Saturday, August 01, 2009

In Memory of Celeste Sullivan, 1955-2009


My friend Celeste Sullivan was killed when she was run over by a bus. The bus driver, a good and responsible man with a flawless driving record, had a heart attack. His bus jumped the curb, jumped the island and killed her as she waited for another bus. She was 54.

This is the remembrance I wrote of her on the day of her memorial service. Below that, you will find the article from the newspaper about her death and her obituary from the Providence Journal.



I went to the memorial service for Celeste today. It was held at Brown University's Manning Chapel; a nice, plain space. There was an altar and lots of flowers; in the warmth of the summer afternoon, one could really smell the flowers. We were halfway through the service before I realized that the vase in the center of the altar was actually the urn with her ashes.

Celeste lived in my house for two years. Yehuda knew her from the neighborhood and so when she lost her lodgings, he asked me if we could let her rent the third floor. She was quiet, small, slender and quick as a little bird. She had converted to Islam so sometimes, when we were eating something she could eat, she'd eat with us. When we celebrated Passover, she came representing the pharoah. It was our little joke.

She finished writing her dissertation while she was living with us but I had no sense of her as a scholar. She got her degree in linguistic anthropology and wrote about the relationships between Urdu, Arabic and two other languages spoken in Pakistan. What we studied was so far apart from each other, our interactions were entirely on the daily human level. You know some people are brilliant because they are snobs, or they are self-conscious about their intellects or they are so accustomed to being set apart by their intellects that it shows immediately. Celeste was so humble, so simple in her ways, that you had no sense of her intellect.

I found out today that she was brilliant. I knew that she was the daughter of an English professor; she had given us a book he'd written on Emily Dickinson. But we didn't know that she'd gotten her undergraduate degree in Egyptology and could read hieroglyphics. I knew she spoke Urdu because she'd married a Pakistani half her age while she was in Pakistan doing her research, and she spent the next five years trying to get him into this country. Every Sunday morning, she'd stand in my kitchen (where she got the best reception for her phone), shouting into the phone in Urdu. After she got a part-time job teaching at UMass Dartmouth, she moved to New Bedford but kept my address as her permanent address while she dealt with immigration. She finally got her husband into the U.S., He is a handsome fellow--Bollywood movie star handsome. He was younger than her children. Her children were furious at him; they thought he'd married her just to get into the country and get his green card. The irony for me is that his Green card came less than a month ago. I last saw her--and met him for the first time--three weeks ago Tuesday, when they came to get the green card. She used to tell me that they just didn't understand but she told only her oldest son that her husband was now in the states; she figured that she'd tell the rest of them when he had settled in. They couldn't even live together--she'd gotten him a job here in Providence and she was living in New Bedford where she was working. They left his name off of the obituary; she would have been upset by that.

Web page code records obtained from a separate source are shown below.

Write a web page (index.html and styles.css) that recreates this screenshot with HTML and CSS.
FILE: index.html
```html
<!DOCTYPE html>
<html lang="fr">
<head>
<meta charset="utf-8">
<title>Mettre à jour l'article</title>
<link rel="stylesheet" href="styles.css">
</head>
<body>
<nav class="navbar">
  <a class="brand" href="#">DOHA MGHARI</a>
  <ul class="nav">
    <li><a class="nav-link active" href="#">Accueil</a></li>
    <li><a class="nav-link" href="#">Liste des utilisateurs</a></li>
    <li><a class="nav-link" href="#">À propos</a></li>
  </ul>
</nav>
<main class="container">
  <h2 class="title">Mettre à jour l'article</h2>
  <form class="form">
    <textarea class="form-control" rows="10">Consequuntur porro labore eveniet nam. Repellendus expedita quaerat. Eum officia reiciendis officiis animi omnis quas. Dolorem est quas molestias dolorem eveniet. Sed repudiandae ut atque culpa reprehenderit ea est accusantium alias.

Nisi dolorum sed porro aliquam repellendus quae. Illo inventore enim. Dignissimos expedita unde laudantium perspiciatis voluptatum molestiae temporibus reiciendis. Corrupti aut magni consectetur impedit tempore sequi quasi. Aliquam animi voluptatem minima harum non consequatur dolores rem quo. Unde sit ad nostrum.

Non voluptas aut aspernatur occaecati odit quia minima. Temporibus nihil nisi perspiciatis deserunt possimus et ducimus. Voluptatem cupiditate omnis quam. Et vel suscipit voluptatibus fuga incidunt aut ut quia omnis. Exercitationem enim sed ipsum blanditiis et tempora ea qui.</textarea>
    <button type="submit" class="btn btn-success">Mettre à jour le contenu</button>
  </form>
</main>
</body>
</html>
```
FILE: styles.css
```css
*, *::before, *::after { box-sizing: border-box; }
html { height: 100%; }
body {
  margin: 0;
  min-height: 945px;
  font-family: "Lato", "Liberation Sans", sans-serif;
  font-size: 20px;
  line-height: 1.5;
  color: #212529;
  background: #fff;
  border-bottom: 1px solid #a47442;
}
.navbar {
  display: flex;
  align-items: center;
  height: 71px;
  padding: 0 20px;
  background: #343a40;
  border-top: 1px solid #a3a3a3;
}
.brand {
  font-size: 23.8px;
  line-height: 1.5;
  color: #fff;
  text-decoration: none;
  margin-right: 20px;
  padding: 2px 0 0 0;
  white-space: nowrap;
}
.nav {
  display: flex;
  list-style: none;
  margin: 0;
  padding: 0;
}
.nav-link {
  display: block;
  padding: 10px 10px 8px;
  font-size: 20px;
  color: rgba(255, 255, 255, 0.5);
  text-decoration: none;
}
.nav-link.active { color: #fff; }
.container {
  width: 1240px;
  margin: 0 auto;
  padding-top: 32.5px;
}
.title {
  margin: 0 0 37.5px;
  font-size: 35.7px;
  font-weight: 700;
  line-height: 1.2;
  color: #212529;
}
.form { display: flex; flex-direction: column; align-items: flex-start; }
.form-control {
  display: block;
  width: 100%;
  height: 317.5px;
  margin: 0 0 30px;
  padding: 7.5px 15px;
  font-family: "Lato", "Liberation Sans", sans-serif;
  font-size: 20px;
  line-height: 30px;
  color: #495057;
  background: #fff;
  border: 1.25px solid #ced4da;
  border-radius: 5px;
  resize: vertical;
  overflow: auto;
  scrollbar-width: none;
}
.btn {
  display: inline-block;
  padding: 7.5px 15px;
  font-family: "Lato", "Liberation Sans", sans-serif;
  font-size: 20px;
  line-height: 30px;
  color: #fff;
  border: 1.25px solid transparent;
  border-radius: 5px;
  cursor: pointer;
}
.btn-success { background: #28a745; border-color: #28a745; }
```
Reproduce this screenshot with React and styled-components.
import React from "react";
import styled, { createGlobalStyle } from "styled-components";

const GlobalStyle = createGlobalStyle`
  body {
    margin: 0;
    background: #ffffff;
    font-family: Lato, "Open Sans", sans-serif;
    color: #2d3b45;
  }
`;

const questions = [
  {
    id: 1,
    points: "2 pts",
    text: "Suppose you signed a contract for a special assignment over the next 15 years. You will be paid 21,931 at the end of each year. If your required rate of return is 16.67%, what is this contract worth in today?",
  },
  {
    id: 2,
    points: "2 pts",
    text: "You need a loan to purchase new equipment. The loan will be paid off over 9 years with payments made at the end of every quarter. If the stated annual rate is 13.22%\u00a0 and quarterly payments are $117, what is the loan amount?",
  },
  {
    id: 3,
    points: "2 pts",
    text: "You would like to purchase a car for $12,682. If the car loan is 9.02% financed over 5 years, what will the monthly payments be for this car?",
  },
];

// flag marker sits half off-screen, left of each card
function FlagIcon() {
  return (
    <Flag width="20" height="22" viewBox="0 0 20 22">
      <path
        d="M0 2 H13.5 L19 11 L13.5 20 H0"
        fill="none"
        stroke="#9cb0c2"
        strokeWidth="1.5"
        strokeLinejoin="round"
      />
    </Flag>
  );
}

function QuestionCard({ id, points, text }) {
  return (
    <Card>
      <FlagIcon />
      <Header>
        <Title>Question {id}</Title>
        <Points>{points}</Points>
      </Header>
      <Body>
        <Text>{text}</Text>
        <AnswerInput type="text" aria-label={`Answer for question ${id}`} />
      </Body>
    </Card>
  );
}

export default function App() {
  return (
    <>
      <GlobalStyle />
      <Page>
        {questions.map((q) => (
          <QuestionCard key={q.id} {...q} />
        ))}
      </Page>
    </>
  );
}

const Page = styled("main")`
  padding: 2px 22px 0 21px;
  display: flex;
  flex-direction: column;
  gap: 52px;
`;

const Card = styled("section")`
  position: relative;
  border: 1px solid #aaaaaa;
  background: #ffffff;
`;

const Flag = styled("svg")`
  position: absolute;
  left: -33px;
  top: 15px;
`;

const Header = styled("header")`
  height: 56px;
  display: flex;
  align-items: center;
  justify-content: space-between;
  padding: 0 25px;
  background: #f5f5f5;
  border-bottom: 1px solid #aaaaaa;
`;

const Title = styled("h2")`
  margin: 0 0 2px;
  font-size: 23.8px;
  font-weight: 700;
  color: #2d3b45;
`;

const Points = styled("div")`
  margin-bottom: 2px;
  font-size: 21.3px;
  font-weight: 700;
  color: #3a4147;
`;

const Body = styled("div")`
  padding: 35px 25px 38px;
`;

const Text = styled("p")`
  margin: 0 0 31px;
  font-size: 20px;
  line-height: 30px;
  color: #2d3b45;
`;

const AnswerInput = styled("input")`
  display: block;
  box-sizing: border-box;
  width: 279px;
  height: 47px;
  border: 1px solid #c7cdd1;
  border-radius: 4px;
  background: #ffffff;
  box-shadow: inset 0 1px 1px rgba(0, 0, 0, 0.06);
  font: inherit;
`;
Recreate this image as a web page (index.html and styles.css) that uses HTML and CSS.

She was a bit eccentric but more than that she was just a free spirit and a deeply good and kind person. She'd had four children by three different fathers, only the first of which she'd been married to, and she raised those kids on her own. Her first husband and the lover who followed him were both black men, and her children are gorgeous, and they all exactly look like her. Her black lovers were Rastafarian and the boys both have long dreadlocks. Once when we were talking about her children, she described raising them alone as a single mother. That must have been tough, I said. She replied that it was but she had these three wonderful children to show for it so she didn't mind at all. One of her children, Mary--her older daughter--was by a white man and she is a a blond version of her siblings. Mary married the youngest son of our across-the-street neighbor Lisa; thus they became good friends. Lisa gave Celeste a child's bicycle--one that a 12 year-old could ride. She was so small and slender that it suited her perfectly. I will always think of her riding that little bike.

It is so ironic that on that rare occasion that she rode the bus, a bus would jump a curb and and an island to kill her. I still can't get my brain around it.

As artist Christopher Marley said, "Success is living your own life in your own way." And the Dalai Lama says that "Happiness is the purpose of life." By any measure, she was a great success.

I skipped the reception after the service. The humidity had given me a headache and I just didn't feel like being sociable. I spoke to her children at the service but slipped away right afterwards. Sometimes sociability is too much to ask.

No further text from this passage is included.